Y en la clepsidra de vino de Jerez se alzan las notas de tienta de una vaca cárdena. O el bandolerismo a lo divino que inventó, de coger el caballo y sacar toreando el dinero con que hacer escuelas para los niños pobres de Jerez. El Potra le da las espadas y Carnicerito de Málaga lo ampara con su capote de gracia. A la vuelta de la lejana plaza, el coche de cuadrillas, jaca con gasógeno caminito de Jerez, enfila la recta de La Mancha. Vienen rezando los misterios gozosos de un hombre de fe, de familia, de patria, que a España le puso el nombre de Jerez. Y acaban las avemarías. Y la gracia de ese Bernardo de Málaga fuerza adrede la caricatura del agradaor: «Don Álvaro, vamos a echarnos otro rosario...»

-Señores, vamos a tomarnos una copa, que es La Ina en punto.

Y en esa copa alzada reluce su bastón de alcalde de Jerez, cuando hizo que Franco sacara de la cama al director del Banco de Crédito Local porque en las arcas del ayuntamiento no había un duro, ni para pagar a los municipales. En esa copa alzada, Don Álvaro embrida ahora la Diputación de Cádiz desde la presidencia de una provincia grande, hermosa, extensa y diversa como un continente entero. Sonríe desde la profundidad de sus ojos claros, con la alegría de unos nietos rejoneadores que repiten los triunfos de Alvarito, con el dolor de aquellas niñas que se le mataron en la carretera, repitiendo la tragedia de su hija estribada. Villalón buscaba toros con los ojos verdes y no los encontró nunca, pero Don Álvaro, señor de los cerrados, sí que halló el modo de que los suyos metieran la cara y repitieran la embestida, como la vida repitió las suyas de desgracia que superó con el capote de la fe.

Digo Don Álvaro y no hace falta que ponga Domecq. Lo que sí hace falta que ponga es que ha muerto un tiempo, un espacio, un señorío, la grandeza de un fin de raza.

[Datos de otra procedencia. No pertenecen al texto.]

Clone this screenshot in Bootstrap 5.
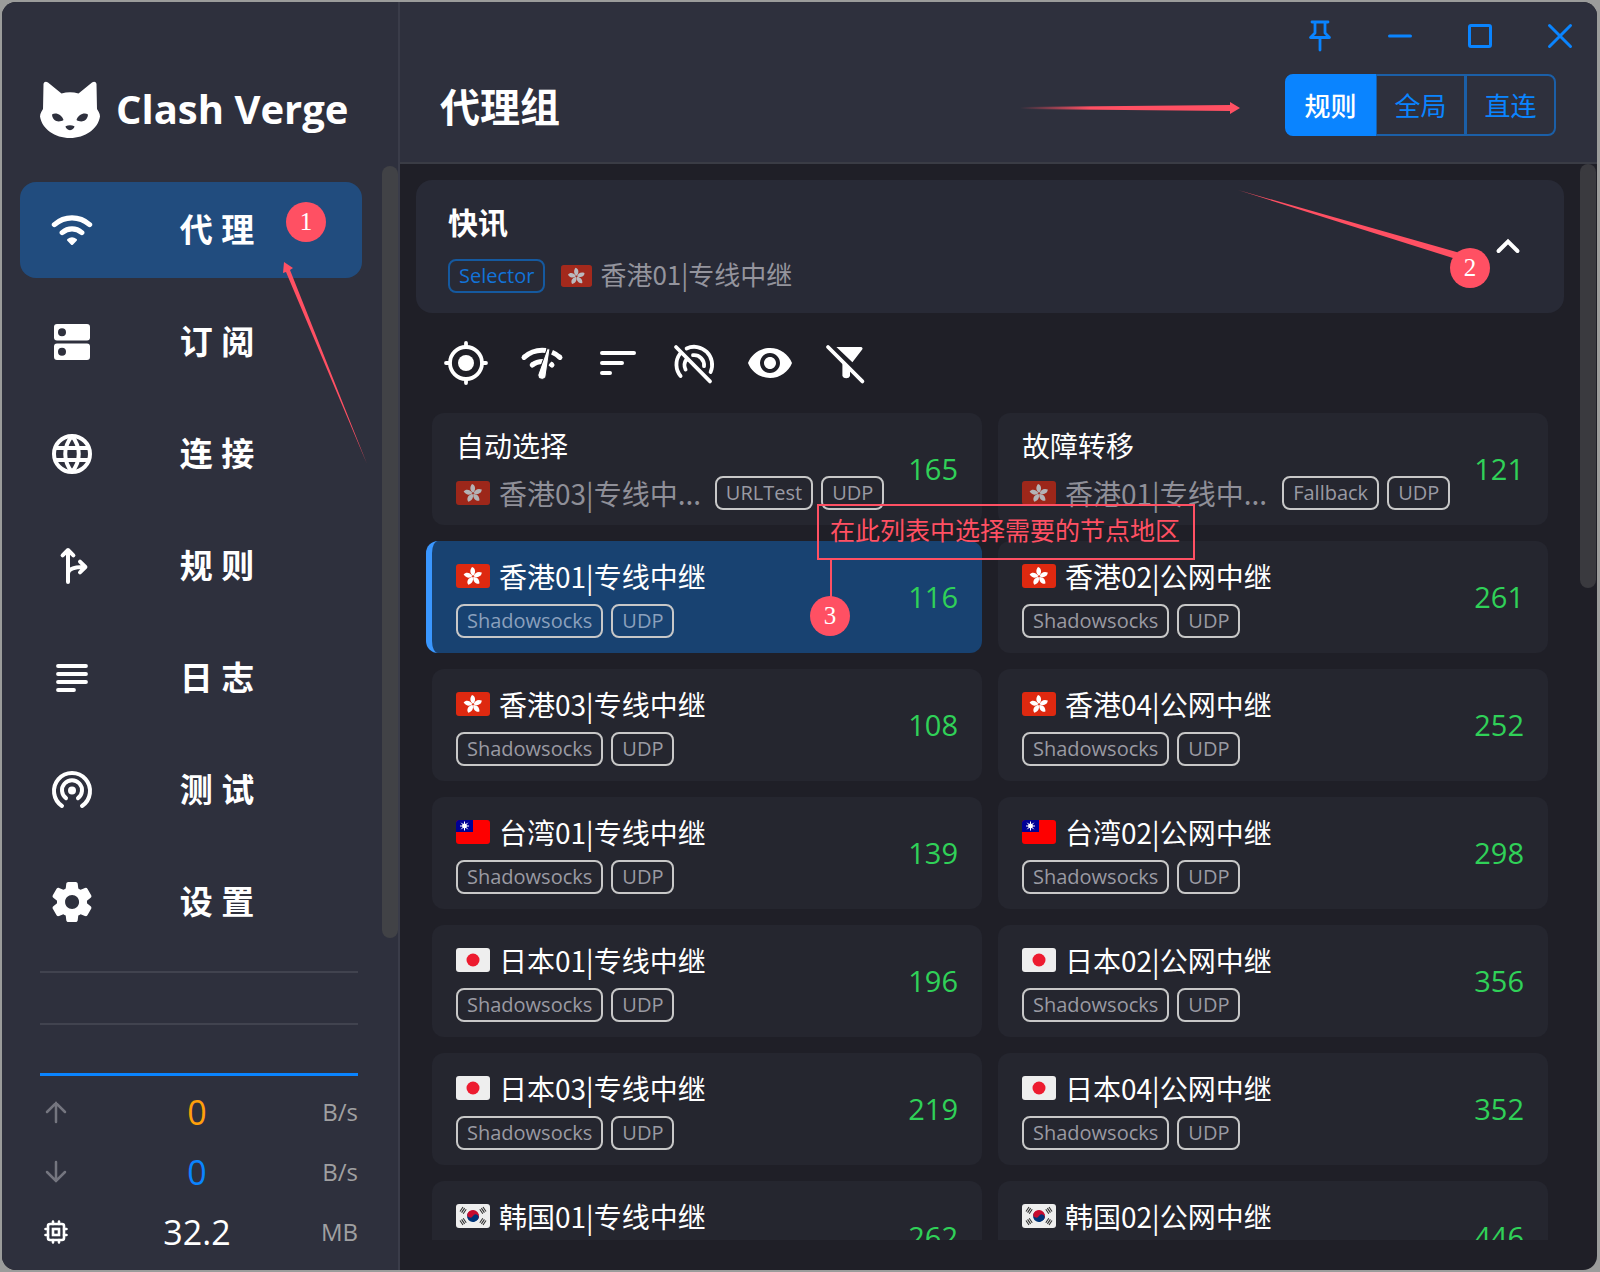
<!DOCTYPE html>
<html lang="zh-CN" data-bs-theme="dark">
<head>
<meta charset="utf-8">
<meta name="viewport" content="width=device-width, initial-scale=1">
<title>Clash Verge</title>
<link href="https://cdn.jsdelivr.net/npm/bootstrap@5.3.0/dist/css/bootstrap.min.css" rel="stylesheet">
<style>
:root{--cv-blue:#0a84ff;--cv-pin:#ff5063;--cv-latin:"Open Sans","Noto Sans CJK SC",sans-serif;--cv-cjk:"Noto Sans CJK SC","Open Sans",sans-serif}
body{background:#9b9c9b;font-family:var(--cv-latin);color:#fff;height:100vh;overflow:hidden}
svg{display:block;flex:none}
.shell{height:calc(100vh - 4px);margin:2px 3px 2px 2px;border-radius:14px;overflow:hidden;background:#1f1f27}
.side{width:398px;background:#2e303d;border-right:2px solid #3a3c49;flex:none}
.brand{height:164px;padding:78px 38px 0;gap:16px}
.brand-name{font-weight:700;font-size:40px;line-height:58px;white-space:nowrap}
.side-nav{gap:16px;padding:16px 36px 0 18px}
.side-nav .nav-link{height:96px;border-radius:16px;color:#fff;padding:0 0 0 28px;font-size:33px;font-weight:700;line-height:48px}
.side-nav .nav-link.active{background:#214c7e}
.side-nav .nav-link span{flex:1;text-align:center;padding-right:24px}
.thumb-side{top:164px;right:0;width:16px;height:772px;border-radius:8px;background:#414246}
.traffic{padding:0 40px 8px 38px}
.rule{height:2px;background:#41434f;margin-bottom:50px}
.graph-line{height:3px;background:var(--cv-blue);margin-top:-2px;margin-bottom:6px}
.stat-row{height:60px}
.stat-row>svg{width:32px}
.stat-val{flex:1;text-align:center;font-size:34px;line-height:44px;padding-left:24px}
.stat-val.up{color:#ff9f0a}.stat-val.down{color:var(--cv-blue)}
.stat-unit{width:60px;text-align:right;font-size:24px;line-height:32px;color:#a0a0a2}
.head{flex:none;height:162px;background:#2e303d;border-bottom:2px solid #3a3c45;padding:2px 41px 0 40px}
.win-btns{gap:32px;margin-right:-28px;margin-bottom:6px}
.win-btns .btn{padding:0;width:48px;height:64px;color:var(--cv-blue);border:0}
.head h1{font-size:40px;line-height:60px;font-weight:700;font-family:var(--cv-cjk)}
.mode .btn{height:62px;width:91px;padding:0;font-size:26px;line-height:36px;color:var(--cv-blue);border:2px solid #1b5fa8;border-radius:8px;font-family:var(--cv-cjk)}
.mode .btn.active{background:var(--cv-blue);border-color:var(--cv-blue);color:#fff;font-weight:500}
.mode .btn+.btn{margin-left:-1px}
.scroll-area{min-height:0;margin-bottom:30px;overflow:hidden}
.group{background:#282a36;border-radius:16px;margin:16px 33px 0 16px;padding:16px 32px 20px;height:133px;color:#fff}
.group h2{font-size:30px;line-height:52px;font-weight:700;font-family:var(--cv-cjk);margin:0 0 10px}
.chip{height:34px;border:2px solid #c8c8c8;border-radius:8px;padding:0 9px;font-size:20px;line-height:29px;color:#9a9aa3;white-space:nowrap}
.chip.sel{border-color:#15599f;color:#1273d8}
.sub{font-family:var(--cv-cjk);color:#94949d;font-size:26px;line-height:34px;padding-bottom:4px}
.tools{padding:26px 42px 26px;gap:28px}
.tools .btn{padding:0;border:0;width:48px;height:48px;color:#fff}
.nodes{display:grid;grid-template-columns:1fr 1fr;gap:16px;padding:0 49px 0 32px}
.node{height:112px;border-radius:12px;background:#25262f;padding:0 24px;min-width:0}
.node.active{background:#184271;border-left:6px solid #3a97ff;margin-left:-6px}
.node.active .chip{color:#8ba0bd}
.nm{font-family:var(--cv-cjk);font-size:28px;line-height:40px;gap:9px;white-space:nowrap}
.nm.grey{color:#8f8f98}
.nm.grey svg{opacity:.65}
.ms{font-size:29px;line-height:40px;color:#30d158;flex:none}
.thumb-main{top:162px;right:1px;width:16px;height:424px;border-radius:8px;background:#3a3a3f}
.notes{inset:0;pointer-events:none}
.pin-no{width:40px;height:40px;border-radius:50%;background:var(--cv-pin);font:25px/40px "Liberation Serif",serif;text-align:center;color:#fff}
.p1{left:286px;top:202px}.p2{left:1450px;top:248px}.p3{left:810px;top:596px}
.note-box{left:817px;top:504px;border:2px solid var(--cv-pin);color:var(--cv-pin);font:25px/37px var(--cv-cjk);padding:5px 13px 10px 11px;white-space:nowrap}
</style>
</head>
<body>
<svg width="0" height="0" class="position-absolute" aria-hidden="true">
<defs>
<g id="petal"><path d="M17 11.800C14 10 13.400 6 16 3C19.400 4 20 8.500 17.600 11.300Z" fill="#fff"/></g>
<symbol id="hk" viewBox="0 0 34 24"><rect width="34" height="24" rx="3" fill="#de2910"/><use href="#petal"/><use href="#petal" transform="rotate(72 17 12.500)"/><use href="#petal" transform="rotate(144 17 12.500)"/><use href="#petal" transform="rotate(216 17 12.500)"/><use href="#petal" transform="rotate(288 17 12.500)"/></symbol>
<symbol id="tw" viewBox="0 0 34 24"><rect width="34" height="24" rx="3" fill="#fe0000"/><path d="M3 0H17V12H0V3A3 3 0 0 1 3 0Z" fill="#000095"/><circle cx="8.500" cy="6" r="2.400" fill="#fff"/><path d="M8.500 1.500V10.500M4 6H13M5.300 2.800L11.700 9.200M11.700 2.800L5.300 9.200" stroke="#fff" stroke-width="1"/></symbol>
<symbol id="jp" viewBox="0 0 34 24"><rect width="34" height="24" rx="3" fill="#eee"/><circle cx="17" cy="12" r="6.500" fill="#ed1b2f"/></symbol>
<symbol id="kr" viewBox="0 0 34 24"><rect width="34" height="24" rx="3" fill="#eee"/><g transform="rotate(28 17 12)"><path d="M11 12A6 6 0 0 1 23 12Z" fill="#c60c30"/><path d="M11 12A6 6 0 0 0 23 12Z" fill="#003478"/><circle cx="14" cy="12" r="3" fill="#c60c30"/><circle cx="20" cy="12" r="3" fill="#003478"/></g><g stroke="#333" stroke-width="1.100"><path d="M4 7.500L7 3M5.600 8.600L8.600 4.100M7.200 9.700L10.200 5.200M30 7.500L27 3M28.400 8.600L25.400 4.100M26.800 9.700L23.800 5.200M4 16.500L7 21M5.600 15.400L8.600 19.900M7.200 14.300L10.200 18.800M30 16.500L27 21M28.400 15.400L25.400 19.900M26.800 14.300L23.800 18.800"/></g></symbol>
</defs>
</svg>

<div class="shell d-flex position-relative">
  <aside class="side d-flex flex-column position-relative">
    <div class="brand d-flex">
      <svg width="60" height="60" viewBox="0 0 60 60"><path fill="#fff" d="M3.500 4C4 1.500 6 1 8 2.500L21.500 13.500Q30 11 38.500 13.500L52 2.500C54 1 56 1.500 56.500 4L57 29C58 31 60 33 60 36.500C58 49 45 58 30 58S2 49 0 36.500C0 33 2 31 3 29Z"/><path fill="#2e303d" d="M12 34.500C16 32 22 35 23.500 40C19 43 12.500 41.500 12 34.500ZM48 34.500C44 32 38 35 36.500 40C41 43 47.500 41.500 48 34.500ZM25.500 46.200Q30 44.500 34.500 46.200C34.500 48 32.500 50 30 50.200C27.500 50 25.500 48 25.500 46.200Z"/></svg>
      <div class="brand-name">Clash Verge</div>
    </div>
    <nav class="side-nav nav flex-column flex-nowrap">
      <a href="#" class="nav-link active d-flex align-items-center"><svg width="48" height="48" viewBox="0 0 24 24" fill="none" stroke="#fff" stroke-width="2.600" stroke-linecap="round"><path d="M3.200 9.300C8.300 4.800 15.700 4.800 20.800 9.300M7.100 13.300C10 10.800 14 10.800 16.900 13.300"/><path d="M12 18.900L10.100 17C11.200 16.100 12.800 16.100 13.900 17Z" fill="#fff" stroke-width="1.200" stroke-linejoin="round"/></svg><span>代 理</span></a>
      <a href="#" class="nav-link d-flex align-items-center"><svg width="48" height="48" viewBox="0 0 24 24"><path fill="#fff" fill-rule="evenodd" d="M4.500 3H19.500A1.500 1.500 0 0 1 21 4.500V9.700A1.500 1.500 0 0 1 19.500 11.200H4.500A1.500 1.500 0 0 1 3 9.700V4.500A1.500 1.500 0 0 1 4.500 3ZM7 5.100A2 2 0 1 0 7 9.100A2 2 0 1 0 7 5.100ZM4.500 12.800H19.500A1.500 1.500 0 0 1 21 14.300V19.500A1.500 1.500 0 0 1 19.500 21H4.500A1.500 1.500 0 0 1 3 19.500V14.300A1.500 1.500 0 0 1 4.500 12.800ZM7 14.900A2 2 0 1 0 7 18.900A2 2 0 1 0 7 14.900Z"/></svg><span>订 阅</span></a>
      <a href="#" class="nav-link d-flex align-items-center"><svg width="48" height="48" viewBox="0 0 24 24" fill="none" stroke="#fff" stroke-width="2"><circle cx="12" cy="12" r="9"/><path d="M3.500 9H20.500M3.500 15H20.500M12 3C7.500 8.500 7.500 15.500 12 21M12 3C16.500 8.500 16.500 15.500 12 21"/></svg><span>连 接</span></a>
      <a href="#" class="nav-link d-flex align-items-center"><svg width="48" height="48" viewBox="0 0 24 24" fill="none" stroke="#fff" stroke-width="2" stroke-linecap="round" stroke-linejoin="round"><path d="M10 20V5M7.300 6.700L10 4L12.700 6.700M10 16C10 13.500 12.500 12.500 18 12.500M16 9.800L18.700 12.500L16 15.200"/></svg><span>规 则</span></a>
      <a href="#" class="nav-link d-flex align-items-center"><svg width="48" height="48" viewBox="0 0 24 24" fill="none" stroke="#fff" stroke-width="1.900" stroke-linecap="round"><path d="M5 6H19M5 10H19M5 14H19M5 18H13"/></svg><span>日 志</span></a>
      <a href="#" class="nav-link d-flex align-items-center"><svg width="48" height="48" viewBox="0 0 24 24" fill="none" stroke="#fff" stroke-width="2" stroke-linecap="round"><path d="M7 20A9 9 0 1 1 17 20M9 16.100A5 5 0 1 1 15 16.100"/><circle cx="12" cy="12.200" r="2" fill="#fff" stroke="none"/></svg><span>测 试</span></a>
      <a href="#" class="nav-link d-flex align-items-center"><svg width="48" height="48" viewBox="0 0 24 24" fill="#fff"><path d="M19.500 12c0-.23-.01-.45-.03-.68l1.860-1.410c.4-.3.510-.86.260-1.300l-1.870-3.230a.987.987 0 0 0-1.250-.42l-2.150.91c-.37-.26-.76-.49-1.170-.68l-.29-2.310c-.06-.5-.49-.88-.99-.88h-3.730c-.51 0-.94.38-1 .88l-.29 2.310c-.41.190-.8.420-1.170.680l-2.150-.91c-.46-.2-1-.02-1.250.420L2.410 8.620c-.25.440-.14.990.260 1.300l1.860 1.410a7.343 7.343 0 0 0 0 1.350l-1.860 1.410c-.4.300-.510.860-.260 1.300l1.870 3.230c.25.440.790.620 1.250.420l2.150-.91c.37.260.760.490 1.170.680l.29 2.310c.06.500.490.880.990.880h3.730c.5 0 .930-.38.990-.88l.29-2.310c.41-.19.800-.42 1.170-.68l2.150.91c.46.200 1 .02 1.250-.42l1.870-3.230c.25-.44.140-.99-.26-1.300l-1.860-1.410c.03-.23.040-.45.040-.68zm-7.460 3.500c-1.930 0-3.500-1.570-3.500-3.500s1.570-3.500 3.500-3.500 3.500 1.570 3.500 3.500-1.570 3.500-3.500 3.500z"/></svg><span>设 置</span></a>
    </nav>
    <div class="thumb-side position-absolute"></div>
    <div class="traffic mt-auto">
      <div class="rule"></div>
      <div class="rule"></div>
      <div class="graph-line"></div>
      <div class="stat-row d-flex align-items-center"><svg width="32" height="32" viewBox="0 0 32 32" fill="none" stroke="#74757f" stroke-width="2.500" stroke-linecap="round"><path d="M16 26V7M7 16L16 7L25 16"/></svg><div class="stat-val up">0</div><div class="stat-unit">B/s</div></div>
      <div class="stat-row d-flex align-items-center"><svg width="32" height="32" viewBox="0 0 32 32" fill="none" stroke="#74757f" stroke-width="2.500" stroke-linecap="round"><path d="M16 6V25M7 16L16 25L25 16"/></svg><div class="stat-val down">0</div><div class="stat-unit">B/s</div></div>
      <div class="stat-row d-flex align-items-center"><svg width="32" height="32" viewBox="0 0 32 32" fill="none" stroke="#fff" stroke-width="2.600" stroke-linecap="round"><rect x="8" y="8" width="16" height="16" rx="2"/><rect x="13" y="13" width="6" height="6"/><path d="M13 8V5.500M19 8V5.500M13 26.500V24M19 26.500V24M8 13H5.500M8 19H5.500M26.500 13H24M26.500 19H24"/></svg><div class="stat-val">32.2</div><div class="stat-unit">MB</div></div>
    </div>
  </aside>

  <main class="flex-grow-1 d-flex flex-column">
    <header class="head">
      <div class="win-btns d-flex justify-content-end">
        <button class="btn d-flex justify-content-center align-items-center" aria-label="置顶"><svg width="32" height="34" viewBox="0 0 32 34" fill="none" stroke="currentColor" stroke-width="2.800" stroke-linecap="round" stroke-linejoin="round"><path d="M8 3H24M11 3V14L6.500 18.500H25.500L21 14V3M16 19V31"/></svg></button>
        <button class="btn d-flex justify-content-center align-items-center" aria-label="最小化"><svg width="32" height="32" viewBox="0 0 32 32" stroke="currentColor" stroke-width="3" stroke-linecap="round"><path d="M5.500 16H26.500"/></svg></button>
        <button class="btn d-flex justify-content-center align-items-center" aria-label="最大化"><svg width="32" height="32" viewBox="0 0 32 32" fill="none" stroke="currentColor" stroke-width="3"><rect x="5.500" y="5.500" width="21" height="21" rx="1.500"/></svg></button>
        <button class="btn d-flex justify-content-center align-items-center" aria-label="关闭"><svg width="32" height="32" viewBox="0 0 32 32" stroke="currentColor" stroke-width="3" stroke-linecap="round"><path d="M5.500 5.500L26.500 26.500M26.500 5.500L5.500 26.500"/></svg></button>
      </div>
      <div class="d-flex justify-content-between align-items-center">
        <h1 class="m-0">代理组</h1>
        <div class="mode btn-group" role="group"><button class="btn active">规则</button><button class="btn">全局</button><button class="btn">直连</button></div>
      </div>
    </header>
    <div class="scroll-area flex-grow-1">
      <section class="group d-flex align-items-center justify-content-between">
        <div>
          <h2>快讯</h2>
          <div class="d-flex align-items-center"><span class="chip sel">Selector</span><svg class="ms-3 me-2" width="31" height="22" opacity=".68"><use href="#hk" width="31" height="22"/></svg><span class="sub">香港01|专线中继</span></div>
        </div>
        <svg width="48" height="48" viewBox="0 0 48 48" fill="none" stroke="#fff" stroke-width="4" stroke-linecap="round"><path d="M14.500 30L24 20.500L33.500 30"/></svg>
      </section>
      <div class="tools d-flex">
        <button class="btn" aria-label="定位"><svg width="48" height="48" viewBox="0 0 24 24" fill="none" stroke="currentColor" stroke-width="1.900" stroke-linecap="round"><circle cx="12" cy="12" r="8"/><circle cx="12" cy="12" r="4" fill="currentColor" stroke="none"/><path d="M12 2V3.500M12 20.500V22M2 12H3.500M20.500 12H22"/></svg></button>
        <button class="btn" aria-label="测速"><svg width="48" height="48" viewBox="0 0 24 24" fill="none" stroke="currentColor" stroke-width="2.500"><path d="M3 9.200C6.200 6.400 10 5.300 14 5.800M17 6.600C18.500 7.200 19.900 8.100 21 9.200M7.100 13C8.700 11.700 10.600 11.100 12.900 11.200M16 12.200L17 13"/><path d="M3.100 9.100L3 9.200M20.900 9.100L21 9.200M7.200 12.900L7.100 13M16.900 12.900L17 13" stroke-linecap="round"/><path d="M14.600 4.800L10 17.600A2 2 0 1 0 14 18.600L16 5Z" fill="currentColor" stroke="#1f1f27" stroke-width=".5"/></svg></button>
        <button class="btn" aria-label="排序"><svg width="48" height="48" viewBox="0 0 24 24" stroke="currentColor" stroke-width="2" stroke-linecap="round"><path d="M4 7H20M4 12H14M4 17H8"/></svg></button>
        <button class="btn" aria-label="测试地址"><svg width="48" height="48" viewBox="0 0 24 24" fill="none" stroke="currentColor" stroke-width="1.900" stroke-linecap="round"><path d="M8.300 4.700A9 9 0 0 1 20.300 16.500M4.900 7.500A9 9 0 0 0 5.300 18.500M11.500 8.100A5 5 0 0 1 17 13.600M8.200 10.200A5 5 0 0 0 7.800 15.300M3 4L20 21.200"/><path d="M10.500 11.300L13.800 14.600Q10.600 14.500 10.500 11.300Z" fill="currentColor" stroke="none"/></svg></button>
        <button class="btn" aria-label="显示"><svg width="48" height="48" viewBox="0 0 24 24" fill="currentColor"><path d="M12 4.500C7 4.500 2.730 7.610 1 12c1.730 4.390 6 7.500 11 7.500s9.270-3.110 11-7.500c-1.730-4.390-6-7.500-11-7.500zM12 17c-2.760 0-5-2.240-5-5s2.240-5 5-5 5 2.240 5 5-2.240 5-5 5zm0-8c-1.660 0-3 1.340-3 3s1.340 3 3 3 3-1.340 3-3-1.340-3-3-3z"/></svg></button>
        <button class="btn" aria-label="过滤"><svg width="48" height="48" viewBox="0 0 24 24" fill="currentColor"><path d="M7.200 4H19.500A.8.800 0 0 1 20.100 5.300L15.200 11.600ZM10.200 12L14 15.800V18.500A2 1.700 0 0 1 10.200 18.500Z"/><path d="M3 4L20.200 21.200" stroke="currentColor" stroke-width="1.900" stroke-linecap="round"/></svg></button>
      </div>
      <div class="nodes" id="nodes"></div>
    </div>
  </main>
  <div class="thumb-main position-absolute"></div>
</div>

<div class="notes position-absolute">
  <svg class="position-absolute" width="1600" height="1272" viewBox="0 0 1600 1272" fill="#ff5063">
    <defs><linearGradient id="fade" gradientUnits="userSpaceOnUse" x1="1020" y1="0" x2="1090" y2="0"><stop offset="0" stop-color="#ff5063" stop-opacity="0"/><stop offset="1" stop-color="#ff5063"/></linearGradient></defs>
    <path d="M284 262L293 268L290 270L367 464L286 272L283 273Z"/>
    <path d="M1020 107L1230 105V102L1240 108L1230 114V111L1020 109Z" fill="url(#fade)"/>
    <path d="M1238 190L1460 253L1456 259Z"/>
    <path d="M830 559h2v38h-2z"/>
  </svg>
  <div class="note-box position-absolute">在此列表中选择需要的节点地区</div>
  <div class="pin-no p1 position-absolute">1</div>
  <div class="pin-no p2 position-absolute">2</div>
  <div class="pin-no p3 position-absolute">3</div>
</div>

<script>
const flag = c => `<svg width="34" height="24"><use href="#${c}" width="34" height="24"/></svg>`;
const chip = t => `<span class="chip">${t}</span>`;
const groups = [["自动选择","香港03|专线中...","URLTest",165],["故障转移","香港01|专线中...","Fallback",121]];
const nodes = [["hk","香港01|专线中继",116],["hk","香港02|公网中继",261],["hk","香港03|专线中继",108],["hk","香港04|公网中继",252],
["tw","台湾01|专线中继",139],["tw","台湾02|公网中继",298],["jp","日本01|专线中继",196],["jp","日本02|公网中继",356],
["jp","日本03|专线中继",219],["jp","日本04|公网中继",352],["kr","韩国01|专线中继",262],["kr","韩国02|公网中继",446]];
document.getElementById("nodes").innerHTML =
 groups.map(g => `<div class="node d-flex align-items-center"><div class="flex-grow-1"><div class="nm pb-2">${g[0]}</div>
 <div class="d-flex align-items-center gap-2 me-4"><div class="nm grey d-flex align-items-center flex-grow-1">${flag("hk")}<span>${g[1]}</span></div>${chip(g[2])}${chip("UDP")}</div></div><div class="ms">${g[3]}</div></div>`).join("") +
 nodes.map((n,i) => `<div class="node d-flex align-items-center justify-content-between${i?"":" active"}"><div><div class="nm d-flex align-items-center pb-1">${flag(n[0])}<span>${n[1]}</span></div>
 <div class="d-flex gap-2 pt-1">${chip("Shadowsocks")}${chip("UDP")}</div></div><div class="ms">${n[2]}</div></div>`).join("");
</script>
<script src="https://cdn.jsdelivr.net/npm/bootstrap@5.3.0/dist/js/bootstrap.bundle.min.js"></script>
</body>
</html>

Señores, vamos a tomarnos una copa, que don Álvaro murió ayer en Los Alburejos. El sol alto del castillo, torre y estrella, marcaba la hora exacta de una vida ejemplar de señor, de padre de familia, de ganadero, de caballista, de empresario, de torero, de creyente. Era La Ina en punto por el meridiano de Jerez.